La cinta blanca
A veces los hechos del pasado son un lastre difícil de soportar. Es comprensible que se busquen las causas que pudieron originar la mayor catástrofe de la Humanidad: la Segunda Guerra Mundial. Y más si uno ha nacido en Alemania. Todo esto es lícito. Lo que no es demasiado ético es culpar a toda una generación, los padres de los futuros genocidas, de la muerte de los más de cincuenta millones de personas. Es decir, no estoy de acuerdo con Michael Haneke, o por lo menos no con lo que yo creo que ha querido insinuar.Y es que, en mi opinión, la intención del director germano con su última película ha sido la de justificar la actitud de los jóvenes alemanes nacidos con el siglo XX –futuros nazis- como respuesta a la rígida educación sufrida, a la estricta religión temerosa de Dios, o a la estructura aún feudal de muchas regiones centro europeas en esos años. Curiosamente la misma sufrida por jóvenes de muchos países en todo el mundo y, que sin embargo, no desembocó en la subida al poder de alguien como Hitler. La carga es pesada, sí, y el Holocausto todavía duele, pero los alemanes, como Haneke, tendrán que vivir con ello y asumir quienes fueron los que tuvieron una responsabilidad directa en lo acontecido.
Dicho esto, y abstrayéndonos de la intención de Haneke (si es que era esa), la cinta tiene tanta calidad que puede que sea la mejor del realizador hasta la fecha, y eso es decir mucho. Desde luego en su aspecto formal, pero también en el tratamiento del guión y en el espectacular trabajo de todo el elenco de actores; muy bien caracterizados gracias al exquisito maquillaje y al cuidado casting que presenta, por ejemplo, a los cabezas de familia de los distintos clanes con dura expresión facial o con defectos físicos en ojos, o heridas en el rostro; todo para elevar el nivel de dureza de la trama.

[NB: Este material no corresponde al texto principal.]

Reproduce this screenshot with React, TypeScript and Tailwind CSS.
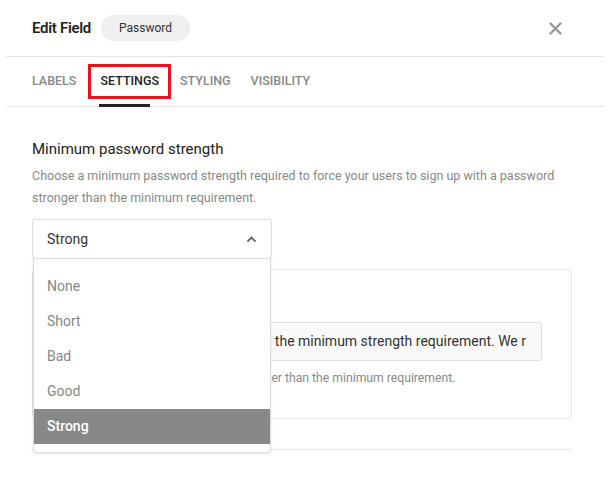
import React from "react";

export default function App() {
  const items = ["None", "Short", "Bad", "Good", "Strong"];
  return (
    <div className="w-[610px] h-[484px] bg-white overflow-hidden" style={{ fontFamily: "Roboto, 'Liberation Sans', sans-serif" }}>
      <div className="mx-[6px] h-[57px] border-b border-[#e5e5e5] flex items-center pl-[26px] pr-[26px]">
        <span className="text-[15px] font-semibold text-[#222] tracking-[-0.3px]">Edit Field</span>
        <span className="ml-[10px] h-[26px] px-[18px] rounded-full bg-[#efefef] text-[12px] text-[#333] flex items-center">Password</span>
        <svg className="ml-auto mr-[16px]" width="13" height="13" viewBox="0 0 13 13"><path d="M1.5 1.5L11.5 11.5M11.5 1.5L1.5 11.5" stroke="#999" strokeWidth="2.4" strokeLinecap="round"/></svg>
      </div>
      <div className="mx-[6px] h-[50px] border-b border-[#e5e5e5] flex items-stretch pl-[26px] text-[12.5px] font-medium">
        <div className="flex items-center text-[#888] mr-[12px]">LABELS</div>
        <div className="relative flex items-center text-[#222]">
          <div className="border-[3px] border-[#e5141e] px-[9px] py-[5px]">SETTINGS</div>
          <div className="absolute bottom-[-1px] left-[11px] w-[51px] h-[3px] bg-[#222]"></div>
        </div>
        <div className="flex items-center text-[#888] ml-[9px]">STYLING</div>
        <div className="flex items-center text-[#888] ml-[20px]">VISIBILITY</div>
      </div>
      <div className="relative px-[32px] pt-[32px]">
        <div className="text-[15px] text-[#222] leading-[20px]">Minimum password strength</div>
        <div className="mt-[6px] text-[12.5px] text-[#888] leading-[22px] w-[530px]">Choose a minimum password strength required to force your users to sign up with a password stronger than the minimum requirement.</div>
        <div className="mt-[10px] w-[240px] h-[40px] border border-[#ddd] rounded-[3px] flex items-center px-[14px] text-[14px] text-[#333]">
          Strong
          <svg className="ml-auto" width="11" height="7" viewBox="0 0 11 7"><path d="M1.5 5.5L5.5 1.5L9.5 5.5" fill="none" stroke="#666" strokeWidth="1.8"/></svg>
        </div>
        <div className="mt-[10px] w-[540px] h-[150px] border border-[#e5e5e5] rounded-[3px] px-[15px] pt-[20px]">
          <div className="text-[14px] text-[#333] h-[32px]">Error message</div>
          <div className="w-[494px] h-[39px] border border-[#e0e0e0] rounded-[3px] bg-[#fafafa] flex items-center justify-end overflow-hidden whitespace-nowrap pr-[15px] text-[14px] text-[#333]">Your password does not meet the minimum strength requirement. We r</div>
          <div className="mt-[8px] text-[12.2px] text-[#888] whitespace-nowrap">Shown when the user's password is weaker than the minimum requirement.</div>
        </div>
        <div className="mt-[30px] w-[539px] border-b border-[#e5e5e5]"></div>
        <div className="absolute left-[33px] top-[151px] w-[238px] h-[195px] bg-white border border-[#ddd] rounded-b-[3px] shadow-[0_1px_3px_rgba(0,0,0,0.1)] pt-[10px]">
          {items.map((it) => (
            <div key={it} className={"h-[35px] flex items-center px-[13px] text-[14px] " + (it === "Strong" ? "bg-[#888] text-white font-medium" : "text-[#888]")}>{it}</div>
          ))}
        </div>
      </div>
    </div>
  );
}
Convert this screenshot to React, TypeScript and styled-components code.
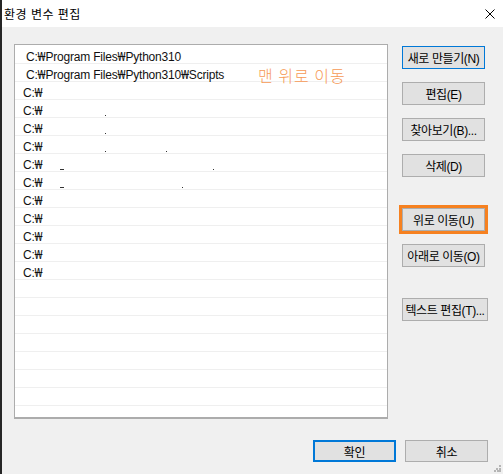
import * as React from 'react';
import styled, { createGlobalStyle } from 'styled-components';

const GlobalStyle = createGlobalStyle`
  html, body {
    margin: 0;
    padding: 0;
    background: #f0f0f0;
  }
  body {
    font-family: "Liberation Sans", "Noto Sans CJK KR", sans-serif;
  }
`;

const Window = styled.div`
  position: relative;
  width: 503px;
  height: 474px;
  box-sizing: border-box;
  border-left: 2px solid #262626;
  display: flex;
  flex-direction: column;
  background: #f0f0f0;
  overflow: hidden;
`;

const TitleBar = styled.div`
  height: 27px;
  flex: none;
  background: #ffffff;
  display: flex;
  align-items: center;
  justify-content: space-between;
  padding: 0 8px 0 2px;
`;

const Title = styled.span`
  font-size: 12px;
  letter-spacing: 0.5px;
  color: #000;
`;

const Body = styled.div`
  flex: 1;
  display: flex;
  flex-direction: column;
  padding: 17px 15px 0 12px;
`;

const Main = styled.div`
  display: flex;
  align-items: flex-start;
`;

const ListBox = styled.div`
  position: relative;
  width: 377px;
  height: 375px;
  box-sizing: border-box;
  border: 1px solid #acacac;
  border-bottom-width: 2px;
  background: #ffffff;
  padding-top: 1px;
  overflow: hidden;
`;

const Row = styled.div<{ $indent: number }>`
  position: relative;
  height: 18px;
  box-sizing: border-box;
  border-bottom: 1px solid #efefef;
  padding: 2px 0 0 ${({ $indent }) => $indent}px;
  font-size: 12px;
  line-height: 17px;
  letter-spacing: -0.2px;
  color: #111;
  white-space: nowrap;
`;

const Won = styled.span`
  font-family: "Noto Sans", "DejaVu Sans", sans-serif;
  font-size: 12px;
`;

const Mark = styled.span<{ $x: number; $w: number }>`
  position: absolute;
  left: ${({ $x }) => $x}px;
  bottom: 1px;
  width: ${({ $w }) => $w}px;
  height: 1px;
  background: #333;
`;

const Annotation = styled.span`
  position: absolute;
  left: 243px;
  top: 18px;
  font-family: "Noto Sans CJK KR", sans-serif;
  font-size: 16px;
  font-weight: 300;
  color: #f69a55;
  letter-spacing: 1px;
`;

const Side = styled.div`
  margin-left: 14px;
  padding-top: 2px;
  display: flex;
  flex-direction: column;
  gap: 31px;
`;

const Group = styled.div`
  display: flex;
  flex-direction: column;
  gap: 13px;
`;

const Button = styled.button<{ $primary?: boolean; $wide?: boolean; $highlight?: boolean }>`
  width: ${({ $wide }) => ($wide ? 86 : 83)}px;
  height: 23px;
  box-sizing: border-box;
  padding: 0;
  background: #e1e1e1;
  border: 1px solid ${({ $primary }) => ($primary ? '#0078d7' : '#adadad')};
  font-family: "Liberation Sans", "Noto Sans CJK KR", sans-serif;
  font-size: 12px;
  letter-spacing: -0.4px;
  color: #000;
  white-space: nowrap;
  overflow: hidden;
  ${({ $highlight }) => ($highlight ? 'outline: 3px solid #f68120; outline-offset: 0;' : '')}
`;

const Footer = styled.div`
  margin-top: 21px;
  display: flex;
  justify-content: flex-end;
  gap: 9px;
`;

const FooterButton = styled(Button)`
  height: 22px;
  ${({ $primary }) => ($primary ? 'border-width: 2px;' : '')}
`;

const Grip = styled.svg`
  position: absolute;
  right: 2px;
  bottom: 2px;
`;

const rows: { parts: string[]; indent: number; marks?: [number, number][] }[] = [
  { parts: ['C:', 'Program Files', 'Python310'], indent: 11 },
  { parts: ['C:', 'Program Files', 'Python310', 'Scripts'], indent: 11 },
  { parts: ['C:', ''], indent: 8 },
  { parts: ['C:', ''], indent: 8, marks: [[90, 1]] },
  { parts: ['C:', ''], indent: 8, marks: [[90, 1]] },
  { parts: ['C:', ''], indent: 8, marks: [[90, 1], [151, 1]] },
  { parts: ['C:', ''], indent: 8, marks: [[45, 4], [198, 1]] },
  { parts: ['C:', ''], indent: 8, marks: [[45, 4], [167, 1]] },
  { parts: ['C:', ''], indent: 8 },
  { parts: ['C:', ''], indent: 8 },
  { parts: ['C:', ''], indent: 8 },
  { parts: ['C:', ''], indent: 8 },
  { parts: ['C:', ''], indent: 8 },
];

const PathText: React.FC<{ parts: string[] }> = ({ parts }) => (
  <>
    {parts.map((p, i) => (
      <React.Fragment key={i}>
        {i > 0 && <Won>₩</Won>}
        {p}
      </React.Fragment>
    ))}
  </>
);

const App: React.FC = () => {
  const emptyRows = 21 - rows.length;

  return (
    <Window>
      <GlobalStyle />
      <TitleBar>
        <Title>환경 변수 편집</Title>
        <svg width="10" height="10" viewBox="0 0 10 10">
          <path d="M0.5 0.5 L9.5 9.5 M9.5 0.5 L0.5 9.5" stroke="#000" strokeWidth="1" />
        </svg>
      </TitleBar>
      <Body>
        <Main>
          <ListBox>
            {rows.map((r, i) => (
              <Row key={i} $indent={r.indent}>
                <PathText parts={r.parts} />
                {r.marks && r.marks.map(([x, w], j) => <Mark key={j} $x={x} $w={w} />)}
              </Row>
            ))}
            {Array.from({ length: emptyRows }).map((_, i) => (
              <Row key={`e${i}`} $indent={8} />
            ))}
            <Annotation>맨 위로 이동</Annotation>
          </ListBox>
          <Side>
            <Group>
              <Button $primary>새로 만들기(N)</Button>
              <Button>편집(E)</Button>
              <Button>찾아보기(B)...</Button>
              <Button>삭제(D)</Button>
            </Group>
            <Group>
              <Button $highlight>위로 이동(U)</Button>
              <Button>아래로 이동(O)</Button>
            </Group>
            <Group>
              <Button $wide>텍스트 편집(T)...</Button>
            </Group>
          </Side>
        </Main>
        <Footer>
          <FooterButton $primary>확인</FooterButton>
          <FooterButton>취소</FooterButton>
        </Footer>
      </Body>
      <Grip width="7" height="7" viewBox="0 0 7 7">
        <rect x="5" y="0" width="2" height="2" fill="#b5b5b5" />
        <rect x="2" y="3" width="2" height="2" fill="#b5b5b5" />
        <rect x="5" y="3" width="2" height="2" fill="#b5b5b5" />
        <rect x="0" y="5" width="2" height="2" fill="#b5b5b5" />
        <rect x="3" y="5" width="2" height="2" fill="#b5b5b5" />
        <rect x="5" y="5" width="2" height="2" fill="#b5b5b5" />
      </Grip>
    </Window>
  );
};

export default App;
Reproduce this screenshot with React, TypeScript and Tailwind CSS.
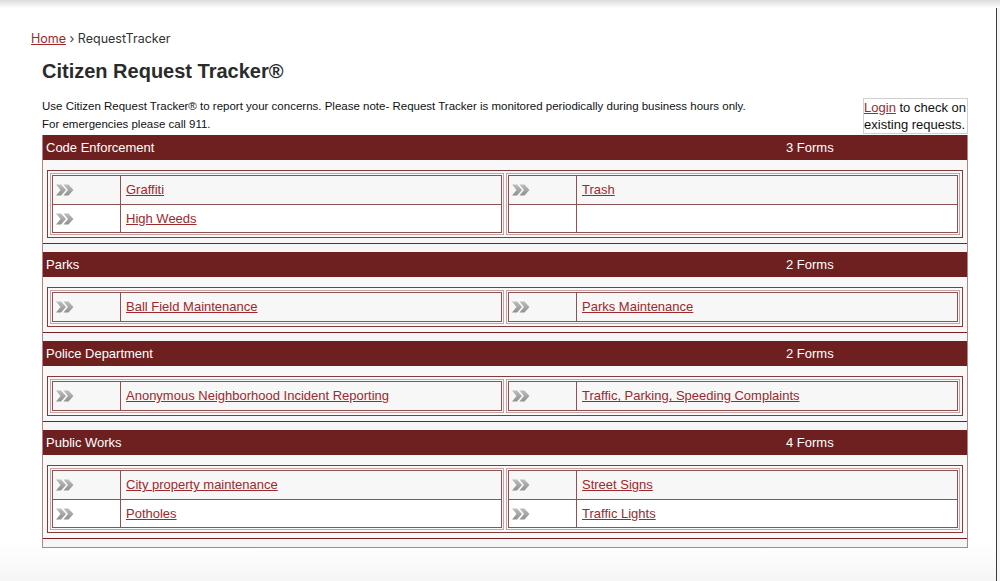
import React from "react";

type Section = { name: string; count: string; left: string[]; right: string[] };

const sections: Section[] = [
  { name: "Code Enforcement", count: "3 Forms", left: ["Graffiti", "High Weeds"], right: ["Trash", ""] },
  { name: "Parks", count: "2 Forms", left: ["Ball Field Maintenance"], right: ["Parks Maintenance"] },
  {
    name: "Police Department",
    count: "2 Forms",
    left: ["Anonymous Neighborhood Incident Reporting"],
    right: ["Traffic, Parking, Speeding Complaints"],
  },
  {
    name: "Public Works",
    count: "4 Forms",
    left: ["City property maintenance", "Potholes"],
    right: ["Street Signs", "Traffic Lights"],
  },
];

function Arrows() {
  return (
    <svg width="18" height="12" viewBox="0 0 18 12">
      <defs>
        <linearGradient id="ag" x1="0" y1="0" x2="0" y2="1">
          <stop offset="0" stopColor="#bdbdbd" />
          <stop offset="1" stopColor="#8e9191" />
        </linearGradient>
      </defs>
      <polygon points="0,0.5 5,0.5 10,6 5,11.5 0,11.5 4.5,6" fill="url(#ag)" />
      <polygon points="7.5,0.5 12.5,0.5 17.5,6 12.5,11.5 7.5,11.5 12,6" fill="url(#ag)" />
    </svg>
  );
}

function FormTable({ items }: { items: string[] }) {
  return (
    <div className="border border-[#8f5252] bg-white">
      {items.map((it, i) => (
        <div
          key={i}
          className={`flex h-[28px] ${i > 0 ? "border-t border-[#8f5252]" : ""} ${
            i % 2 === 0 ? "bg-[#f7f7f7]" : "bg-white"
          }`}
        >
          <div className="flex w-[68px] shrink-0 items-center border-r border-[#8f5252] pl-[3px]">
            {it ? <Arrows /> : null}
          </div>
          <div className="flex flex-1 items-center pl-[5px]">
            {it ? (
              <a href="#" className="text-[13px] text-[#a0282b] underline">
                {it}
              </a>
            ) : null}
          </div>
        </div>
      ))}
    </div>
  );
}

export default function App() {
  return (
    <div
      className="flex h-[581px] w-[1000px] flex-col overflow-hidden bg-white text-[#222]"
      style={{ fontFamily: '"Liberation Sans", Arial, sans-serif' }}
    >
      <div className="h-[8px] shrink-0 bg-gradient-to-b from-[#dcdcdc] to-white" />
      <div className="flex flex-1">
        <div className="flex flex-1 flex-col bg-gradient-to-b from-white from-[93%] to-[#f6f6f6]">
          <div className="pl-[31px] pt-[22px]">
            <div
              className="h-[18px] text-[12.5px] leading-[18px] text-[#333]"
              style={{ fontFamily: "Inter, sans-serif" }}
            >
              <a href="#" className="text-[#a0282b] underline">
                Home
              </a>
              <span> › RequestTracker</span>
            </div>
            <div className="ml-[11px] w-[926px]">
              <h1 className="mt-[11px] text-[20px] font-bold leading-[24px] text-[#2b2b2b]">Citizen Request Tracker®</h1>
              <div className="mt-[14px] flex items-start justify-between">
                <p className="text-[11.5px] leading-[18px] text-[#111]">
                  Use Citizen Request Tracker® to report your concerns. Please note- Request Tracker is monitored
                  periodically during business hours only.
                  <br />
                  For emergencies please call 911.
                </p>
                <div className="mt-[1px] whitespace-nowrap border border-[#cfcfcf] pr-[1px] text-[13px] leading-[17px] text-[#111]">
                  <a href="#" className="text-[#a0282b] underline">
                    Login
                  </a>{" "}
                  to check on
                  <br />
                  existing requests.
                </div>
              </div>
              <div className="mt-[1px] border-x border-b border-[#b48384] bg-[#f8f8f8]">
                {sections.map((s, idx) => (
                  <div key={s.name}>
                    {idx > 0 ? (
                      <div className="h-[9px] border-t border-[#7a1f21] bg-[#f6f6f6]" />
                    ) : null}
                    <div className="flex h-[25px] items-center bg-[#6e1f20] text-[13px] text-white">
                      <div className="flex-1 pl-[3px]">{s.name}</div>
                      <div className="w-[184px] pl-[3px]">{s.count}</div>
                    </div>
                    <div className="px-[4px] pb-[5px] pt-[10px]">
                      <div className="flex gap-[2px] border border-[#86393a] p-[2px]">
                        <div className="flex-1 border border-[#c9a3a3] p-[1px]">
                          <FormTable items={s.left} />
                        </div>
                        <div className="flex-1 border border-[#c9a3a3] p-[1px]">
                          <FormTable items={s.right} />
                        </div>
                      </div>
                    </div>
                  </div>
                ))}
                <div className="h-[9px] border-t border-[#7a1f21] bg-[#f6f6f6]" />
              </div>
            </div>
          </div>
        </div>
        <div className="w-[4px] shrink-0 border-l border-[#3a3a3a] bg-[#f7f7f7]" />
      </div>
    </div>
  );
}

Del continente de la cinta no podemos estar más que agradecidos al cineasta muniqués. Debemos dar gracias a que Haneke haya recuperado para nosotros el tono escandinavo de los filmes de Bergman o Dreyer. Del tratamiento de la luz tan realista -no recuerdo haber visto nada igual desde Barry Lyndon (Stanley Kubrick, 1975)-; una luz inversamente proporcional a la miseria representada (y no me refiero sólo al aspecto económico). De haber elegido el blanco y negro (el negro sobre el blanco en algunos planos sencillamente geniales de la campiña) para darle el tono adecuado al drama y resaltar aún más los vestidos de luto y las cabelleras rubias; salvando las distancias, tan amenazantes como aquellas de El Pueblo de los Malditos (The Village of The Damned de Wolf Rilla, 1960).
También agradecemos que Haneke siga comprometido con su personal visión cinematográfica. Que los encuadres fijos sigan allí el tiempo necesario para que el espectador asuma lo que acaba de ver, lo que está sucediendo fuera de campo, y lo que puede suceder a partir de ese momento.
Del contenido ya hemos hablado. Sólo resaltar otra posible sutileza (de Haneke nunca se sabe): la secuencia que se desarrolla en la iglesia, el día de la confirmación; una escena clave para reflejar la actitud pasiva de los padres de cara al exterior. Nos preguntamos si es una metáfora de la propia actitud del pueblo alemán durante el Genocidio, que sintiéndose creadores del monstruo no se atrevieron a pararlo.